In the same report, researchers tested the accuracy of facial recognition systems given different demographic variables such as sex, age, and race and found that varying the race of the face matching pairs created false positive rates that were often two orders of magnitude greater for darker skinned individuals. Images of women produced higher false positive rates than those of men. Images for East African women produced roughly 100 times more false positives (3/1,000) than images for white men (3/100,000).

These false positive error rates are especially dangerous when combined with the practical differences related to when and where AI systems are deployed. For fingerprint and DNA analysis, AI systems operate on collected samples and are generally performed in a lab setting where these systems’ findings can be reanalyzed by human experts; facial recognition systems, on the other hand, can be be deployed by officers in the field. The final judgement on how accurate a match is can depend simply on an officer’s discernment.

Varying degrees of accuracy, little oversight. Generally, software vendors combine existing or proprietary facial detection algorithms with user interfaces in software packages for use by law enforcement. Altogether, there are more than 80 software vendors with more than 600 facial detection algorithms that have been tested by the NIST, many of which are available for local law enforcement to purchase. The performance of these algorithms varies widely, and the underlying algorithms are often not made available for code and training data inspection (as with most proprietary software) to protect the intellectual property of software vendors. What’s more, vendors such as Clearview AI advertise directly to local law enforcement organizations, which then are responsible for vetting and procuring the facial recognition systems they deploy. Further, without an overarching framework for the deployment of these systems, many law enforcement organizations are not required to seek guidance before deploying a system locally. Given the variability in vendors and their software and the lack of oversight for departments selecting vendors, it’s little surprise that the accuracy of their systems varies a lot. And it is worth reiterating, varying accuracy of these systems can, and will likely, result in real world harm.

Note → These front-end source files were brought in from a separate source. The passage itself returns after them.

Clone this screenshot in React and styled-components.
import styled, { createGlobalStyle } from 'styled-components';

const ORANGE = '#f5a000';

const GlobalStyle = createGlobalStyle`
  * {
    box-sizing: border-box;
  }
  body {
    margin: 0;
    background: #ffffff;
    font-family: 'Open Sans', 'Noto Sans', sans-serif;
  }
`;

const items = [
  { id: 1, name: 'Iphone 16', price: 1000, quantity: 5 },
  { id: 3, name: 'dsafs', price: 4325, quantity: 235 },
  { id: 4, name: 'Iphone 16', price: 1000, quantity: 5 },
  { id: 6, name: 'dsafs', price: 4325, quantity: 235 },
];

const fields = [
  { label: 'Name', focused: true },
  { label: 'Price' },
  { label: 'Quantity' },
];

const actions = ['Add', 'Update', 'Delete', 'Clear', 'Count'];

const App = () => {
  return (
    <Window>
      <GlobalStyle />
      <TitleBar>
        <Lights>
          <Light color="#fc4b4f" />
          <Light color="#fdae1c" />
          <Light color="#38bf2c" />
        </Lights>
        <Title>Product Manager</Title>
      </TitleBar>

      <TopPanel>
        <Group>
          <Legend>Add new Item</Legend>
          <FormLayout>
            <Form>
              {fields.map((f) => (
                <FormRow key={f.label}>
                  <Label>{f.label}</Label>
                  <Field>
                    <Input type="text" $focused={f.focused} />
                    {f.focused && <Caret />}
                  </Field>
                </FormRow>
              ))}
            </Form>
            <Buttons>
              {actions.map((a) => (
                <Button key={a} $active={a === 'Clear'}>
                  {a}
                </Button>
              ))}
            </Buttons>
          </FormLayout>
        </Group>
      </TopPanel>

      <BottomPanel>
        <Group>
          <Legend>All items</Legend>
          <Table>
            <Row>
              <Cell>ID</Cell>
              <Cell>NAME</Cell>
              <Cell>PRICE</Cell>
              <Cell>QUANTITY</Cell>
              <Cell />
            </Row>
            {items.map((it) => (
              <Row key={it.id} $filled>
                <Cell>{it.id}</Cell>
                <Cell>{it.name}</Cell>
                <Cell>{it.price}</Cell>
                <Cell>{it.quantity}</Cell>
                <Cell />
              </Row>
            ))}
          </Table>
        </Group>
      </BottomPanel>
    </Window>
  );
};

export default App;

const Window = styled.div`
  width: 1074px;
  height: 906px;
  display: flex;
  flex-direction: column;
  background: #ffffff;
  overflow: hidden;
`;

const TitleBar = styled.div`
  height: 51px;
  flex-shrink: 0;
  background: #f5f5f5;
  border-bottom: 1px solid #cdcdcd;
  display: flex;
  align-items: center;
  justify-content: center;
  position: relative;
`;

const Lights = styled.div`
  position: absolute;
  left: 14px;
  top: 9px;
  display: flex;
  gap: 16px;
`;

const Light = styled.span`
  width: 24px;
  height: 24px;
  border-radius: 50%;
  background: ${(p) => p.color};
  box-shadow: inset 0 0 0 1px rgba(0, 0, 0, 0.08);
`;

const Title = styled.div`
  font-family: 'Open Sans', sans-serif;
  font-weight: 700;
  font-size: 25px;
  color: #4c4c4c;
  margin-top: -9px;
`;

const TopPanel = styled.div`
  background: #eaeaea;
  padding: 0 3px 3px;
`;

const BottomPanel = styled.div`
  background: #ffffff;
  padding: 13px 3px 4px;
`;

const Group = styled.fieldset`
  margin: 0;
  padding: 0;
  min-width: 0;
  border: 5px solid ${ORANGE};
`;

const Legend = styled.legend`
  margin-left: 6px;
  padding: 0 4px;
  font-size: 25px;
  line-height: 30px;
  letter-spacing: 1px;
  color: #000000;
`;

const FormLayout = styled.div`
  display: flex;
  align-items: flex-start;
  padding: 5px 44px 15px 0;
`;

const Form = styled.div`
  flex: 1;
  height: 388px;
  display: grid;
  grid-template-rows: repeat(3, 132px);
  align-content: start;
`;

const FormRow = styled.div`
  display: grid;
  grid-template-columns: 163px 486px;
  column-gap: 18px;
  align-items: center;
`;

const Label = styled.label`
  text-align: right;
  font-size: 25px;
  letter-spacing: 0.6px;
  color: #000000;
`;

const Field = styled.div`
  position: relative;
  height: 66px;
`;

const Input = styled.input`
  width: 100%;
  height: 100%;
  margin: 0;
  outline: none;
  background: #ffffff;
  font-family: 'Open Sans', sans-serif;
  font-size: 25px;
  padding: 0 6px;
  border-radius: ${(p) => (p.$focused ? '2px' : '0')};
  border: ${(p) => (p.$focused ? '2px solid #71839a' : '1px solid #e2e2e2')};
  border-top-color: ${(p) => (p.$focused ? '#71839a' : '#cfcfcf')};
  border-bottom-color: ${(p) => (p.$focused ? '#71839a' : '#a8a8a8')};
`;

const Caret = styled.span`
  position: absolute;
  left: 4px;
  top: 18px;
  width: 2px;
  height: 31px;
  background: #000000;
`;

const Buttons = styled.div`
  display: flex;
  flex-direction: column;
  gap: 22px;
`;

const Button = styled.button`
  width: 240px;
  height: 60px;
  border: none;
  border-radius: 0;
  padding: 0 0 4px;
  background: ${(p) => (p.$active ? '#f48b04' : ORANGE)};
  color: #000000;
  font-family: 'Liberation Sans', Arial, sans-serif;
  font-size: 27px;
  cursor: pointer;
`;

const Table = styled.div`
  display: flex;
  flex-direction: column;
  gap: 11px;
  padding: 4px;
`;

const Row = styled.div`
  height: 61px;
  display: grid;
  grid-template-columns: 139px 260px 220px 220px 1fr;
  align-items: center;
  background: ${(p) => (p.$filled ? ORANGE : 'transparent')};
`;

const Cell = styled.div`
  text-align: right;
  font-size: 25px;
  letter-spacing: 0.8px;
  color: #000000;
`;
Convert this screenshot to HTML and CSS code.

As organizations like the American Civil Liberties Union, academic researchers, and activists raise the increasingly urgent issue of police facial recognition technologies in Congress, state houses, and town halls, a handful of cities, states, and even some countries have moved to ban the use of facial recognition by public agencies. Most recently, the state of Maine restricted the use of facial recognition to a specific set of instances. Elsewhere, however, efforts to reign in the technology have fallen short. In West Lafayette, Ind., Mayor John Dennis recently vetoed a bill written to ban the use of facial recognition by public agencies. Meanwhile, the technology is becoming more powerful. Clearview AI sells a system that expanded the universe of known faces to some 10 billion photos on the public internet.

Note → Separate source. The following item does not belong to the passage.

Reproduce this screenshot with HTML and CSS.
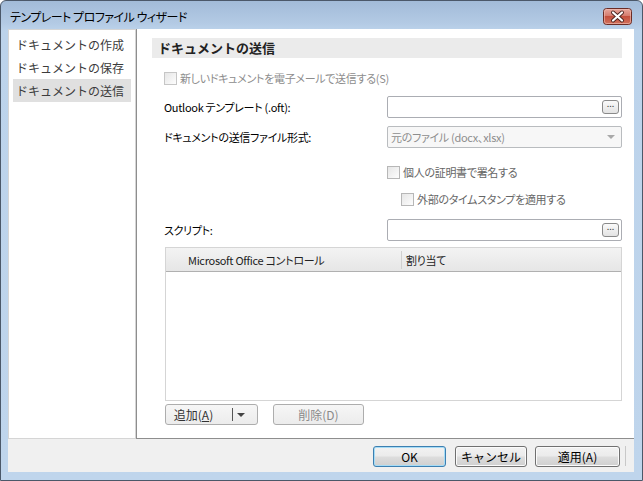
FILE: index.html
```html
<!DOCTYPE html>
<html lang="ja">
<head>
  <meta charset="UTF-8">
  <title>テンプレート プロファイル ウィザード</title>
  <link rel="stylesheet" href="styles.css">
</head>
<body>

  <div class="window">
    <div class="titlebar">
      <span class="title">テンプレート プロファイル ウィザード</span>
      <button class="close-btn" aria-label="閉じる">
        <svg width="29" height="17" viewBox="0 0 29 17">
          <defs>
            <linearGradient id="closeBg" x1="0" y1="0" x2="0" y2="1">
              <stop offset="0" stop-color="#e8a99f"/>
              <stop offset="0.45" stop-color="#d67d6f"/>
              <stop offset="0.5" stop-color="#c4503e"/>
              <stop offset="1" stop-color="#d2735e"/>
            </linearGradient>
          </defs>
          <rect x="0.5" y="0.5" width="28" height="16" rx="3" fill="url(#closeBg)" stroke="#6b2c25"/>
          <rect x="1.5" y="1.5" width="26" height="14" rx="2" fill="none" stroke="#f1c2b8" stroke-opacity="0.6"/>
          <path d="M10 4.5 L19 12.5 M19 4.5 L10 12.5" stroke="#4a2420" stroke-width="4" stroke-linecap="round"/>
          <path d="M10 4.5 L19 12.5 M19 4.5 L10 12.5" stroke="#ffffff" stroke-width="2.2" stroke-linecap="round"/>
        </svg>
      </button>
    </div>

    <div class="client">
      <div class="main">
        <ul class="nav">
          <li>ドキュメントの作成</li>
          <li>ドキュメントの保存</li>
          <li class="active">ドキュメントの送信</li>
        </ul>

        <div class="content">
          <h2 class="section-title">ドキュメントの送信</h2>

          <div class="form">
            <div class="check disabled row-mail"><span class="box"></span>新しいドキュメントを電子メールで送信する(S)</div>

            <div class="field row-outlook">
              <span class="label">Outlook テンプレート (.oft):</span>
              <div class="input"><span class="browse">...</span></div>
            </div>

            <div class="field row-format">
              <span class="label">ドキュメントの送信ファイル形式:</span>
              <div class="select"><span>元のファイル (docx、xlsx)</span><span class="arrow"></span></div>
            </div>

            <div class="check dim row-sign"><span class="box"></span>個人の証明書で署名する</div>
            <div class="check dim row-stamp"><span class="box"></span>外部のタイムスタンプを適用する</div>

            <div class="field row-script">
              <span class="label">スクリプト:</span>
              <div class="input"><span class="browse">...</span></div>
            </div>

            <div class="grid">
              <div class="grid-head">
                <span class="col-control">Microsoft Office コントロール</span>
                <span class="col-assign">割り当て</span>
              </div>
            </div>

            <div class="grid-buttons">
              <button class="small-btn split">追加(<u>A</u>)<span class="split-sep"></span><span class="split-arrow"></span></button>
              <button class="small-btn off">削除(D)</button>
            </div>
          </div>
        </div>
      </div>

      <div class="footer">
        <button class="btn default">OK</button>
        <button class="btn">キャンセル</button>
        <button class="btn wide">適用(A)</button>
        <span class="clipped"></span>
      </div>
    </div>
  </div>

</body>
</html>
```

FILE: styles.css
```css
body {
  margin: 0;
  padding: 0;
  font-family: "Noto Sans CJK JP", "Noto Sans", sans-serif;
  font-size: 12px;
  background-color: #ffffff;
}

.window {
  width: 643px;
  height: 481px;
  box-sizing: border-box;
  border: 1px solid #4b5869;
  border-radius: 6px 6px 0 0;
  background: linear-gradient(#a2bbd8 0px, #b3cae4 22px, #bcd3eb 30px, #bfd5ec 100%);
  display: flex;
  flex-direction: column;
}

.titlebar {
  height: 28px;
  display: flex;
  align-items: flex-start;
  padding-left: 9px;
}

.title {
  margin-top: 7px;
  line-height: 18px;
  font-size: 12px;
  letter-spacing: -0.5px;
  color: #000;
  font-feature-settings: "palt";
}

.close-btn {
  margin: 7px 10px 0 auto;
  padding: 0;
  border: none;
  background: none;
  width: 29px;
  height: 17px;
  display: block;
}

.close-btn svg {
  display: block;
}

.client {
  flex: 1;
  margin: 0 8px 8px 7px;
  background-color: #f0f0f0;
  display: flex;
  flex-direction: column;
}

.main {
  display: flex;
  height: 410px;
}

/* left navigation */
.nav {
  width: 128px;
  box-sizing: border-box;
  margin: 0;
  padding: 3px 4px;
  list-style: none;
  background-color: #fff;
  border: 1px solid #d5d5d5;
}

.nav li {
  height: 23px;
  line-height: 23px;
  padding-left: 3px;
  color: #3c3c3c;
  font-size: 12px;
}

.nav li.active {
  background-color: #e0e0e0;
}

/* right page */
.content {
  flex: 1;
  background-color: #fff;
  border-left: 1px solid #8e8e8e;
  border-bottom: 1px solid #8e8e8e;
  padding: 9px 12px 0 15px;
}

.section-title {
  margin: 0;
  height: 20px;
  line-height: 20px;
  padding-left: 6px;
  font-size: 13px;
  font-weight: bold;
  color: #222;
  background-color: #ebebeb;
}

.form {
  padding-left: 12px;
  font-size: 11px;
  letter-spacing: -0.3px;
  font-feature-settings: "palt";
}

.check {
  display: flex;
  align-items: center;
  height: 22px;
  color: #000;
}

.check .box {
  width: 11px;
  height: 11px;
  border: 1px solid #b7b7b7;
  background: linear-gradient(135deg, #e6e6e6, #fdfdfd);
  margin-right: 3px;
}

.check.disabled {
  color: #8d8d8d;
}

.check.disabled .box {
  border-color: #c6c6c6;
}

.check.dim {
  color: #666;
  margin-left: 223px;
}

.field {
  display: flex;
  align-items: center;
  height: 22px;
}

.label {
  width: 223px;
  flex-shrink: 0;
  color: #000;
}

.input,
.select {
  flex: 1;
  height: 22px;
  box-sizing: border-box;
  border: 1px solid #abadb3;
  border-radius: 2px;
  background-color: #fff;
  display: flex;
  align-items: center;
}

.input {
  justify-content: flex-end;
  padding-right: 2px;
}

.browse {
  width: 15px;
  height: 12px;
  border: 1px solid #8a8a8a;
  border-radius: 3px;
  background: linear-gradient(#fafafa, #e3e3e3);
  font-size: 9px;
  line-height: 6px;
  letter-spacing: 0;
  text-align: center;
  color: #444;
}

.select {
  border-color: #b9bcbf;
  background-color: #f7f7f7;
  color: #8d8d8d;
  padding: 0 6px 0 3px;
  justify-content: space-between;
}

.select .arrow {
  width: 0;
  height: 0;
  border-left: 4px solid transparent;
  border-right: 4px solid transparent;
  border-top: 4px solid #a9a9a9;
}

.row-mail { margin-top: 9px; }
.row-outlook { margin-top: 7px; }
.row-format { margin-top: 8px; }
.check.row-sign { margin-top: 13px; }
.check.row-stamp { margin-top: 5px; margin-left: 237px; }
.row-script { margin-top: 9px; }

/* control list */
.grid {
  margin: 6px 0 0 1px;
  height: 154px;
  box-sizing: border-box;
  border: 1px solid #d5d5d5;
  background-color: #fff;
}

.grid-head {
  height: 23px;
  display: flex;
  align-items: center;
  background: linear-gradient(#f3f3f3, #e6e6e6);
  border-bottom: 1px solid #b0b0b0;
  color: #222;
}

.col-control {
  width: 213px;
  padding-left: 22px;
  border-right: 1px solid #d0d0d0;
  line-height: 18px;
}

.col-assign {
  padding-left: 4px;
}

.grid-buttons {
  display: flex;
  gap: 15px;
  margin: 3px 0 0 1px;
}

.small-btn {
  height: 21px;
  box-sizing: border-box;
  border: 1px solid #adadad;
  border-radius: 3px;
  background: linear-gradient(#f6f6f6, #ececec);
  font-family: inherit;
  font-size: 12px;
  color: #333;
  padding: 0;
  display: flex;
  align-items: center;
  justify-content: center;
}

.small-btn.split {
  width: 93px;
  padding-left: 2px;
}

.split-sep {
  width: 1px;
  height: 13px;
  background-color: #555;
  margin-left: 19px;
}

.split-arrow {
  width: 0;
  height: 0;
  border-left: 4px solid transparent;
  border-right: 4px solid transparent;
  border-top: 4px solid #444;
  margin: 0 6px 0 4px;
}

.small-btn.off {
  width: 91px;
  color: #8a8a8a;
}

/* bottom buttons */
.footer {
  flex: 1;
  display: flex;
  justify-content: flex-end;
  align-items: flex-start;
  padding-top: 7px;
  gap: 8px;
}

.btn {
  width: 72px;
  height: 21px;
  box-sizing: border-box;
  border: 1px solid #707070;
  border-radius: 3px;
  background: linear-gradient(#f2f2f2 0%, #ebebeb 48%, #dddddd 52%, #cfcfcf 100%);
  box-shadow: inset 0 0 0 1px #fbfbfb;
  font-family: inherit;
  font-size: 12px;
  color: #000;
  padding: 0;
}

.btn.default {
  width: 73px;
  border-color: #3c7fb1;
  box-shadow: inset 0 0 0 1px #a6dcf6;
  margin-right: 1px;
}

.btn.wide {
  width: 85px;
}

.clipped {
  width: 9px;
  height: 20px;
  box-sizing: border-box;
  border-left: 1px solid #c8c8c8;
  margin-left: -3px;
}
```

In written testimony at the congressional hearing with Williams, law professor Barry Friedman at New York University compared the regulatory environment surrounding facial recognition software to the “wild west.” It’s clear that facial recognition technology, however accurate it might be under ideal circumstances, can fall woefully short in practice. This is a failure of policy and technology and it’s likely that Williams won’t be the last person to bear the costs of it.

Editor’s note: This article incorrectly stated that police had killed more than 1,000 Black people in the year following George Floyd’s murder. In fact, according to data from the group Mapping Police Violence analyzed by Al Jazeera, police killed 1,068 people, not all of whom were Black. According to the tracking group, Black people are three times more likely to be killed by police than white people.